U.S. stock market collapsing as global currency war heats up
Amid a global financial system that remains in flux, oil prices tanked Friday as well, sending prices below $40 a barrel for the first time since the Global Recession was at its peak in 2009.
Prices touched a six-and-a-half year low of $39.86 a barrel for a brief period, rising above $40 to settle around just above that mark by early afternoon, according to Reuters and Bloomberg Business.
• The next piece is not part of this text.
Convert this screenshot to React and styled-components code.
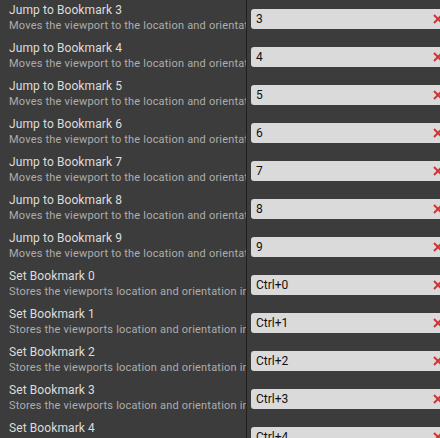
import React from "react";
import styled, { createGlobalStyle } from "styled-components";

const Global = createGlobalStyle`
  html, body { margin: 0; padding: 0; background: #3c3c3c; overflow: hidden; }
  body { font-family: Roboto, "Noto Sans", sans-serif; }
`;

const List = styled.div`
  width: 440px;
  height: 438px;
  overflow: hidden;
  background: #3c3c3c;
`;

const Row = styled.div`
  display: grid;
  grid-template-columns: 246px 1px 1fr;
  height: 38px;
`;

const Info = styled.div`
  padding: 2px 0 0 9px;
  overflow: hidden;
  white-space: nowrap;
  display: flex;
  flex-direction: column;
`;

const Title = styled.div`
  font-size: 12px;
  line-height: 16px;
  letter-spacing: 0.1px;
  color: #dcdcdc;
`;

const Desc = styled.div`
  font-size: 11px;
  line-height: 16px;
  letter-spacing: 0.2px;
  color: #adadad;
`;

const Divider = styled.div`
  background: #1e1e1e;
`;

const Cell = styled.div`
  padding: 9px 0 0 4px;
  overflow: hidden;
`;

const KeyBox = styled.div`
  display: flex;
  align-items: center;
  justify-content: space-between;
  width: 200px;
  height: 20px;
  background: #dadada;
  border-radius: 3px;
  box-sizing: border-box;
  padding: 0 8px 0 5px;
  font-size: 12px;
  color: #111;
`;

const KeyText = styled.span`
  line-height: 20px;
`;

const Clear = styled.svg`
  flex: none;
  display: block;
`;

const rows = [
  ...[3, 4, 5, 6, 7, 8, 9].map((n) => ({
    title: `Jump to Bookmark ${n}`,
    desc: "Moves the viewport to the location and orientation stored at bookmark " + n,
    key: String(n),
  })),
  ...[0, 1, 2, 3, 4].map((n) => ({
    title: `Set Bookmark ${n}`,
    desc: "Stores the viewports location and orientation in bookmark " + n,
    key: `Ctrl+${n}`,
  })),
];

export default function App() {
  return (
    <>
      <Global />
      <List>
        {rows.map((r, i) => (
          <Row key={i}>
            <Info>
              <Title>{r.title}</Title>
              <Desc>{r.desc}</Desc>
            </Info>
            <Divider />
            <Cell>
              <KeyBox>
                <KeyText>{r.key}</KeyText>
                <Clear width="10" height="10" viewBox="0 0 10 10">
                  <path d="M1 1 L9 9 M9 1 L1 9" stroke="#d03434" strokeWidth="2" />
                </Clear>
              </KeyBox>
            </Cell>
          </Row>
        ))}
      </List>
    </>
  );
}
Bloomberg reported further:
Prices have tumbled almost 35 percent since this year’s peak in June as producers maintain output even after an oversupply pushed prices into a bear market. U.S. benchmark West Texas Intermediate may drop to $32 on the persisting global surplus, Citigroup Inc. said in a report Aug. 19. Concerns that China’s economic growth will reduce demand also weighed on futures.
“It’s clear that the major producers, the Saudis, Russians, the U.S. and others, are battling for market share,” John Kilduff, a partner at Again Capital LLC, a New York-based hedge fund, told Bloomberg by phone.
The fall in oil prices is due in large part to a growing glut as producers continue to maintain production in a bid to retain as much of the market as possible.
As noted by the U.S. Energy Information Administration, crude supplies in the U.S. rose 2.62 million barrels last week alone. That unexpected gain in the U.S. supply followed signs that OPEC members were actually planning to boost production.